Curious if you would agree with matrix-cat's suggestion below (also discussed in Mark Brown's video, in particular from 2:05 to 3:30):
I'd really like to see platforming given at least equal attention to combat. I'm not really coming to these games to stealth/murder five hundred guys, I want to do the thing that it says on the front of the box. In Nu Tomb Raider and Uncharted the platforming is never anything more than downtime between the actual challenging gameplay. Give me a grip button, jumps that need a run-up, the rhythm elements and gymnastic routines from the Legend trilogy; all that good stuff...
 

Grisby

Member
Lara on her own this time. Maybe being hunted. Lots of puzzles to solve with some action and survival combat. Maybe only give me three bullets or something for a combat encounter.

Make it harder.
 

Ganrob

Neo Member
I'm a fan of the reboot.

Want:
- More engaging way of fleshing out backstory (don't have patience to listen to document collectible voiceover)
- Expand on and add to abilities+weapons from last game instead of losing everything at the start
- Optional Tombs should take longer to clear (but they do look really beautiful)
 
The story's MUCH worse, though.

Rise's story is so insufferably boring and forgettable. The only reason I'm playing the game right now is because gaf said it's one of the best graphics for 2016 on PC and I want to see what my 980Ti can do at 1080p with it. Animations/Graphics and so on are good.

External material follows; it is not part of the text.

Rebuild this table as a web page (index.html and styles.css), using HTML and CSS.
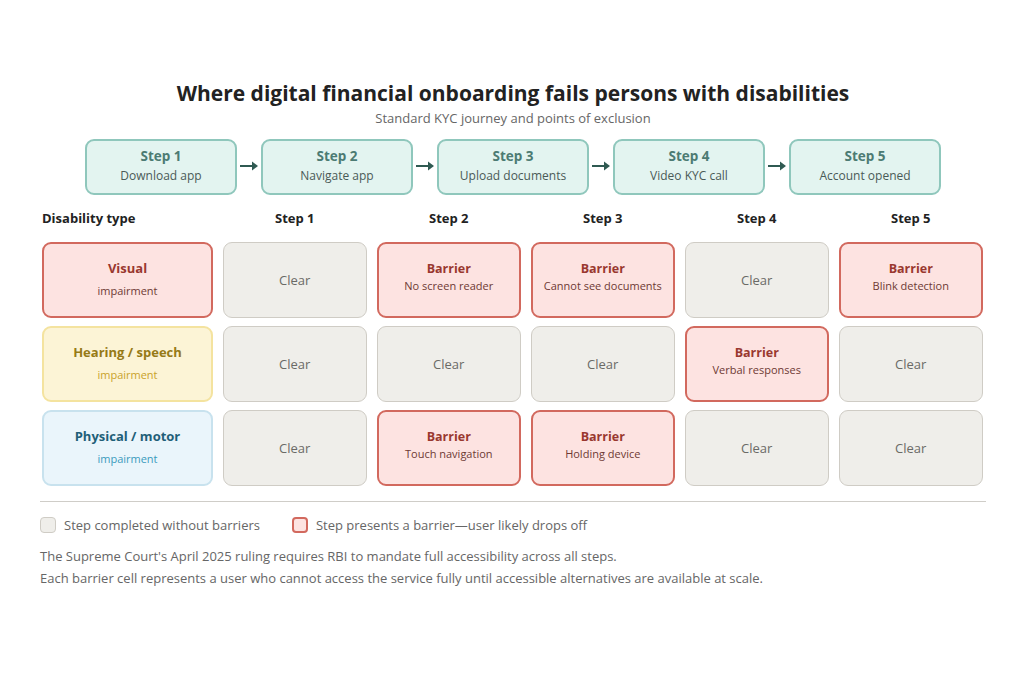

Gameplay is hardly taxing and it's linear as a racehorse plus a collectathon.

For me all that beauty and artwork talent seems wasted, I don't have the answers apart from hurr durr go back to rootz roff.
 

Bioshocker

Member
Nice to see more people enjoying ROTTR. Rise is one of my favourite games of this gen so I just want a sequel. On my wishlist is even better tombs, cooler enemy characters and maybe more history behind the missions. I could go for even more majestic environments too (the Soviet installation never felt like a Tomb Raider location). Just keep most of the gameplay like it is.